Con Fever Dreams Pts 1-4, Johnny Marr ha voluto fare le cose in grande e realizzare un ampio e ambizioso corpus, che racchiudesse tutte le sfaccettature della sua musica. Lui stesso ha rilevato: “Volevo che questo album suonasse classico e universale. È così che mi sono sentito. Volevo guardare dentro me stesso, ma fare musica che fosse davvero rivolta verso l'esterno”. Che dire? Missione compiuta, Mr.Marr. Già, perché il quarto album solista dell’ex chitarrista degli Smiths è emotivo, commovente, schietto, variegato, splendida congiunzione astrale tra gusto melodico, volontà sperimentale e consueta spavalderia rock 'n' roll. Un disco in cui si possono cogliere gli elementi del suo lavoro precedente, "Playland" del 2014, la famigliarità di un tocco unico, qualche bagliore di antica gloria ottantiana; eppure, nonostante l’immediata riconoscibilità, Fever Dreams, più di ogni altro album, racchiude una nuova ondata di espressione sonora.
A
un primo ascolto, l’impressione è quella di un opera un po’ sconnessa, a
tratti confusa: troppi settanta minuti di durata, troppe le idee e gli
stili elaborati in modalità, talvolta, confliggenti tra loro. Eppure,
ascolto dopo ascolto, l’album acquista coesione, emerge l’ispirazione e
l’unità d’intenti. Ma Marr è Marr, ha quarant’anni di carriera alle
spalle e una visione estremamente lucida sul mondo della musica, e
quindi, diciamolo francamente, può fare quello che gli pare. E
soprattutto, centrare il bersaglio.
La traccia di apertura, "Spirit, Power And Soul", spiega perfettamente la visione, l’incastro tra vecchio e nuovo, e riflette il mood su cui è stata creata l’intera scaletta. Marr lo descrive come "electro gospel": è un inno, intrigante e audace, uno slancio di creatività enfatizzato dai contagiosi pattern chitarristici di Johnny e da una ritmica alla New Order, che evoca la militanza di Marr negli Electronic insieme a Bernard Summer.
La prima parte prosegue con "Reciever", che inizia con un cupo e pesante riff di chitarra, per trasformarsi poi in una melodia dance-pop, con "All These Days", che possiede un suono Britpop anni '90, e con "Ariel" (dal nome di una poesia di Sylvia Plath), un gioiellino in bilico tra battito elettronico e un’accattivante melodia plasmata dalla solare dodici corde di Marr.

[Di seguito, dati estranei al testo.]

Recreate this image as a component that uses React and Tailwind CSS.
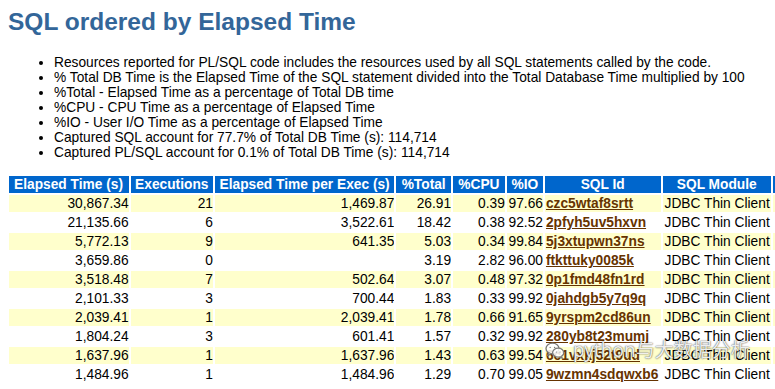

La seconda parte suona più famigliare, il chitarrista cede alla nostalgia e omaggia i fan, evocando sonorità classiche tirate a lucido dalla consueta visione moderna ("Lightning People", "Hideaway Girl" e l’innodica "Tenement Time").
La terza parte include "Night And Day", uno dei capolavori del disco, un brano in perfetto equilibrio tra il jangle più classico di Marr e la spinta sperimentale del lavoro solista precedente: gancio melodico irresistibile, mood euforico, ma un testo militante e politico, che fotografa l’estate del 2020 e il modo con cui la pandemia si è intersecata con l'omicidio di George Floyd e l'arrivo di Black Lives Matter ("La miccia brucia, il mondo si agita, le notizie tremano, l’umore esplode”).
L’ultima parte del disco prende il via con "God's Gift", che possiede una spavalderia melodica irresistibile, e prosegue con le trame elettroniche di "Goster" e con "The Whirl", altro gioiello di creatività, intarsio di chitarre liquide su un riff potente e martellante.
Fever Dreams Pts 1-4 si conclude con "Human", il brano migliore del disco, in cui la semplicità torna centrale, un afflato liberatorio e catartico, il porto finale, e finalmente intimo, dove approdare dopo un lungo viaggio. Il viaggio di un artista che è stato capace di scrollarsi dalle spalle un passato, tanto glorioso quanto ingombrante, e rigenerarsi alla ricerca di una propria identità.